Required work: Locate each line holding the string "React" and copy it.

Supplied data:
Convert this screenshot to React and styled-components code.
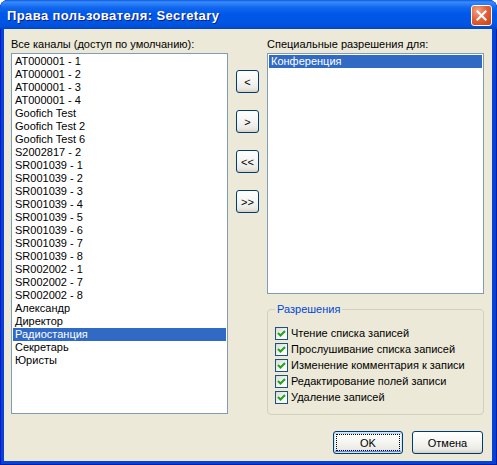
import React from 'react'
import styled, { createGlobalStyle } from "styled-components";

const GlobalStyle = createGlobalStyle`
    html, body { margin: 0; padding: 0; background: #fff; }
    body { font-family: "Liberation Sans", Arial, sans-serif; font-size: 11px; color: #000; }
`;

const Window = styled.div`
    width: 497px;
    height: 465px;
    display: flex;
    flex-direction: column;
    box-sizing: border-box;
    background: #0841d6;
    border-radius: 8px 8px 0 0;
    box-shadow: inset 1px 0 0 #0019cf, inset -1px 0 0 #001ea0, inset 0 -1px 0 #001ea0;
    overflow: hidden;
`;

const TitleBar = styled.div`
    height: 29px;
    flex: none;
    display: flex;
    align-items: center;
    justify-content: space-between;
    padding: 0 5px 0 7px;
    background: linear-gradient(to bottom,
        #0a5ae6 0px, #3c8cf8 2px, #2a7df5 4px, #0e66ee 8px,
        #0058ea 14px, #0056e4 22px, #0052dd 26px, #0046c6 29px);
    border-radius: 8px 8px 0 0;
`;

const Title = styled.span`
    color: #fff;
    font-family: "Liberation Sans", Arial, sans-serif;
    font-weight: bold;
    font-size: 13px;
    letter-spacing: 0.4px;
    text-shadow: 1px 1px 0 #0a1e8a;
    margin-top: 2px;
`;

const CloseButton = styled.div`
    width: 21px;
    height: 21px;
    box-sizing: border-box;
    border: 1px solid #fff;
    border-radius: 3px;
    background: radial-gradient(circle at 30% 25%, #f4a283 0%, #e5623a 45%, #cc3d12 100%);
    display: flex;
    align-items: center;
    justify-content: center;
    margin-top: 2px;
`;

const Client = styled.div`
    flex: 1;
    margin: 0 5px 4px 4px;
    background: #ece9d8;
    padding: 9px 8px 0 7px;
    display: flex;
    flex-direction: column;
`;

const Main = styled.div`
    display: flex;
    gap: 8px;
`;

const Column = styled.div`
    width: 217px;
    display: flex;
    flex-direction: column;
`;

const Label = styled.div`
    line-height: 13px;
    margin-bottom: 2px;
    white-space: nowrap;
`;

const ListBox = styled.div`
    height: ${p => p.$height}px;
    box-sizing: border-box;
    border: 1px solid #7f9db9;
    background: #fff;
    padding: 1px;
    overflow: hidden;
`;

const Item = styled.div`
    height: 13px;
    line-height: 13px;
    padding-left: 2px;
    white-space: nowrap;
    background: ${p => (p.$selected ? "#316ac5" : "transparent")};
    color: ${p => (p.$selected ? "#fff" : "#000")};
`;

const Arrows = styled.div`
    width: 23px;
    display: flex;
    flex-direction: column;
    gap: 17px;
    padding-top: 32px;
`;

const XpButton = styled.button`
    width: ${p => p.$width || 23}px;
    height: 23px;
    box-sizing: border-box;
    padding: 0;
    font-family: "Liberation Sans", Arial, sans-serif;
    font-size: 11px;
    color: #000;
    border: 1px solid #003c74;
    border-radius: 3px;
    background: linear-gradient(to bottom, #ffffff 0%, #f7f7f4 40%, #ecebe6 80%, #d8d4c8 100%);
    box-shadow: ${p => (p.$default
        ? "inset 0 0 0 1px #cee7ff, inset 0 -1px 0 1px #6982ee, inset 0 1px 0 1px #bcd4f6"
        : "inset 0 -1px 0 #d6d0c5")};
    outline: ${p => (p.$default ? "1px dotted #000" : "none")};
    outline-offset: -4px;
    display: flex;
    align-items: center;
    justify-content: center;
`;

const GroupBox = styled.fieldset`
    margin: 9px 0 0 0;
    padding: 9px 7px 7px 7px;
    border: 1px solid #d0d0bf;
    border-radius: 4px;
    min-width: 0;
    height: 112px;
    box-sizing: border-box;
`;

const Legend = styled.legend`
    padding: 0 2px;
    color: #0046d5;
    line-height: 13px;
`;

const CheckRow = styled.label`
    height: 16px;
    display: flex;
    align-items: center;
    gap: 3px;
    white-space: nowrap;
`;

const CheckBox = styled.span`
    width: 13px;
    height: 13px;
    box-sizing: border-box;
    border: 1px solid #1c5180;
    background: linear-gradient(135deg, #dcdcd7 0%, #f4f4f0 60%, #ffffff 100%);
    display: flex;
    align-items: center;
    justify-content: center;
    flex: none;
`;

const Footer = styled.div`
    display: flex;
    justify-content: flex-end;
    gap: 9px;
    margin-top: 16px;
    padding-right: 1px;
`;

const channels = [
    "AT000001 - 1", "AT000001 - 2", "AT000001 - 3", "AT000001 - 4",
    "Goofich Test", "Goofich Test 2", "Goofich Test 6", "S2002817 - 2",
    "SR001039 - 1", "SR001039 - 2", "SR001039 - 3", "SR001039 - 4",
    "SR001039 - 5", "SR001039 - 6", "SR001039 - 7", "SR001039 - 8",
    "SR002002 - 1", "SR002002 - 7", "SR002002 - 8",
    "Александр", "Директор", "Радиостанция", "Секретарь", "Юристы",
];

const permissions = [
    "Чтение списка записей",
    "Прослушивание списка записей",
    "Изменение комментария к записи",
    "Редактирование полей записи",
    "Удаление записей",
];

function Check() {
    return (
        <CheckBox>
            <svg width="9" height="9" viewBox="0 0 9 9">
                <path d="M1 4 L3.5 6.5 L8 2" fill="none" stroke="#21a121" strokeWidth="2" />
            </svg>
        </CheckBox>
    );
}

export default function App() {
    return (
        <React.Fragment>
            <GlobalStyle />
            <Window>
                <TitleBar>
                    <Title>Права пользователя: Secretary</Title>
                    <CloseButton>
                        <svg width="11" height="11" viewBox="0 0 11 11">
                            <path d="M1.5 1.5 L9.5 9.5 M9.5 1.5 L1.5 9.5" stroke="#fff" strokeWidth="2.2" strokeLinecap="square" />
                        </svg>
                    </CloseButton>
                </TitleBar>
                <Client>
                    <Main>
                        <Column>
                            <Label>Все каналы (доступ по умолчанию):</Label>
                            <ListBox $height={361}>
                                {channels.map(name => (
                                    <Item key={name} $selected={name === "Радиостанция"}>{name}</Item>
                                ))}
                            </ListBox>
                        </Column>
                        <Arrows>
                            <XpButton>&lt;</XpButton>
                            <XpButton>&gt;</XpButton>
                            <XpButton>&lt;&lt;</XpButton>
                            <XpButton>&gt;&gt;</XpButton>
                        </Arrows>
                        <Column>
                            <Label>Специальные разрешения для:</Label>
                            <ListBox $height={241}>
                                <Item $selected>Конференция</Item>
                            </ListBox>
                            <GroupBox>
                                <Legend>Разрешения</Legend>
                                {permissions.map(text => (
                                    <CheckRow key={text}>
                                        <Check />
                                        {text}
                                    </CheckRow>
                                ))}
                            </GroupBox>
                        </Column>
                    </Main>
                    <Footer>
                        <XpButton $width={70} $default>OK</XpButton>
                        <XpButton $width={71}>Отмена</XpButton>
                    </Footer>
                </Client>
            </Window>
        </React.Fragment>
    )
}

Exercise answer:
Convert this screenshot to React and styled-components code.
import React from 'react'
        <React.Fragment>
        </React.Fragment>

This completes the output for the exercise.